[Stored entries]
★ ★ ★ ★ ★

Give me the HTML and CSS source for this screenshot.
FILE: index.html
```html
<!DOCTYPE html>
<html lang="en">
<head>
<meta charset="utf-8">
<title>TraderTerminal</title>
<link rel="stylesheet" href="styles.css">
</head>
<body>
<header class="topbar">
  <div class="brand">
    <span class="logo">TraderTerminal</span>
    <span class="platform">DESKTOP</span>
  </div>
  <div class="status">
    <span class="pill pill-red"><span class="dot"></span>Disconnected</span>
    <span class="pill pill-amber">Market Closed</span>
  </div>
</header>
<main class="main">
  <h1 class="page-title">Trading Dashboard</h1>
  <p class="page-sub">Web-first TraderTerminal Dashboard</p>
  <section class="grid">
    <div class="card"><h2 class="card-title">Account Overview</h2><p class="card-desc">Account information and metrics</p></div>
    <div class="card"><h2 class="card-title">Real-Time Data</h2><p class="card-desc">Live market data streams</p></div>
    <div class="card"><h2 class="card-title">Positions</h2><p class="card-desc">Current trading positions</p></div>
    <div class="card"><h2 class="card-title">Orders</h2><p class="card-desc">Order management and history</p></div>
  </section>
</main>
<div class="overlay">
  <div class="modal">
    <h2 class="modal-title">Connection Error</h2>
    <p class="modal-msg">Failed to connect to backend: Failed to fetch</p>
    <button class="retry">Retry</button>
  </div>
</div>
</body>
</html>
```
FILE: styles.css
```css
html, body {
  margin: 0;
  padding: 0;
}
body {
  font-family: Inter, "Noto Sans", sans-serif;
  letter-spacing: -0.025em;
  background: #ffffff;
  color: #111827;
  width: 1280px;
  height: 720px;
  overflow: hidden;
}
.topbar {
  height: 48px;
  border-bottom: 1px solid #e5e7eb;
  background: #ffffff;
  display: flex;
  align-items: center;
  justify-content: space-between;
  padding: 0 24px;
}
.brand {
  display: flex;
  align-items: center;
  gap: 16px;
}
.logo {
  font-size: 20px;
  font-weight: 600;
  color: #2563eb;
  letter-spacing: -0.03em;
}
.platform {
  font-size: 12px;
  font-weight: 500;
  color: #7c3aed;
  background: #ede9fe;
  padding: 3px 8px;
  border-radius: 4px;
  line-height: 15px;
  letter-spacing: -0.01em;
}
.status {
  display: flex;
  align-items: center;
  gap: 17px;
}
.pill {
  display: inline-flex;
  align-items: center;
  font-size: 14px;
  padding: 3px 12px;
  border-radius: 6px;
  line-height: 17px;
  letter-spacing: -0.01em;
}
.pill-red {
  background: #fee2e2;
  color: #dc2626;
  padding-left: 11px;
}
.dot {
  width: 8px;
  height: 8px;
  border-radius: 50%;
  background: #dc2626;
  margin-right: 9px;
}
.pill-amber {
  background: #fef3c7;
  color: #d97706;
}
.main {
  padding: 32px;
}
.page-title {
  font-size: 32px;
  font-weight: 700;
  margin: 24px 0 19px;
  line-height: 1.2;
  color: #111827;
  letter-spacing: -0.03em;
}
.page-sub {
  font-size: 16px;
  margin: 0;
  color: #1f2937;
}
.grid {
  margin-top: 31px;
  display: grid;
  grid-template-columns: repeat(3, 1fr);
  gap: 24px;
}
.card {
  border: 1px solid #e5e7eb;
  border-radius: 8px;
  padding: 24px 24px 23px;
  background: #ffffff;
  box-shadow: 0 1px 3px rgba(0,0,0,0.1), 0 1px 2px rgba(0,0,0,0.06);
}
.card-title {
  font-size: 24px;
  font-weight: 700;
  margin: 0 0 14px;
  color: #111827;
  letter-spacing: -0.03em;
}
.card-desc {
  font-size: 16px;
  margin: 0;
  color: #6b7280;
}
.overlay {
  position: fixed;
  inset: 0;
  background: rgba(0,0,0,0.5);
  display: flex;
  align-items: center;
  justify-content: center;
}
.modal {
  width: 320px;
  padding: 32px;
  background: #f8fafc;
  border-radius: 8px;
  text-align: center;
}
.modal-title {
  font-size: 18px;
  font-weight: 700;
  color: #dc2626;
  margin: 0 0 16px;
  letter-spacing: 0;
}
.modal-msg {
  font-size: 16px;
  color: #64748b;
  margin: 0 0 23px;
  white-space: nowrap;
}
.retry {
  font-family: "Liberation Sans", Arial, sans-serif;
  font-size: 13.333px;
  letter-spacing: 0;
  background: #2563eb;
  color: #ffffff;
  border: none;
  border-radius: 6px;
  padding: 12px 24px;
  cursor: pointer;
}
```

★ ★ ★ ★ ★

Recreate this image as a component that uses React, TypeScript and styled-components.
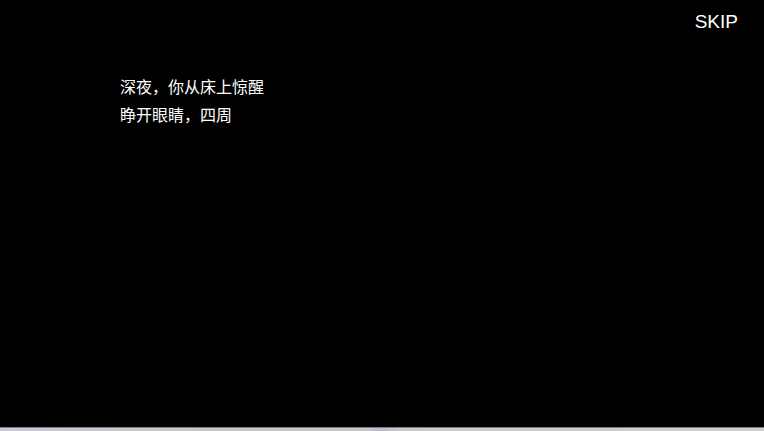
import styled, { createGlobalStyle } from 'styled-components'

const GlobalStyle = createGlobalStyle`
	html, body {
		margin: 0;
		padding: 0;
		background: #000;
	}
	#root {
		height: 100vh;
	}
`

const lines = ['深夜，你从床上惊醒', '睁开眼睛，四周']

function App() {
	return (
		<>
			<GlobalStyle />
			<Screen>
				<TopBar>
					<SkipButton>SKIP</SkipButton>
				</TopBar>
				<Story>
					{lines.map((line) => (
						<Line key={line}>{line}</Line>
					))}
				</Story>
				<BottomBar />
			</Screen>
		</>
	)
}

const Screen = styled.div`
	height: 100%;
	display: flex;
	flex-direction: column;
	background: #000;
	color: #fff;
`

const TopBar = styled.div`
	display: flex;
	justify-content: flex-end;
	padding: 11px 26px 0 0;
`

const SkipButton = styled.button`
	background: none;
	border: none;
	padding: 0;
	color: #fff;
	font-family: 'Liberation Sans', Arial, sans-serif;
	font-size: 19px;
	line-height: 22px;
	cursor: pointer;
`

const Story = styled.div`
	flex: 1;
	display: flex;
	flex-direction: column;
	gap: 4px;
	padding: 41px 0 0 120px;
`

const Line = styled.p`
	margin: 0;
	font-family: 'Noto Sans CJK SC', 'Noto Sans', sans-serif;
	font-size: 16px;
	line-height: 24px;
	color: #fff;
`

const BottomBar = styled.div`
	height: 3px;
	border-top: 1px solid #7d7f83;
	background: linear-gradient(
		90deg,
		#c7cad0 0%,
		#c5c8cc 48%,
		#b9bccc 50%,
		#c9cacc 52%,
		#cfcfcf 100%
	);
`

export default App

★ ★ ★ ★ ★

__OBJECTIVE__. Filter the entries above down to the lines containing the word "this".

__COMPLETE ANSWER__.
Give me the HTML and CSS source for this screenshot.
Recreate this image as a component that uses React, TypeScript and styled-components.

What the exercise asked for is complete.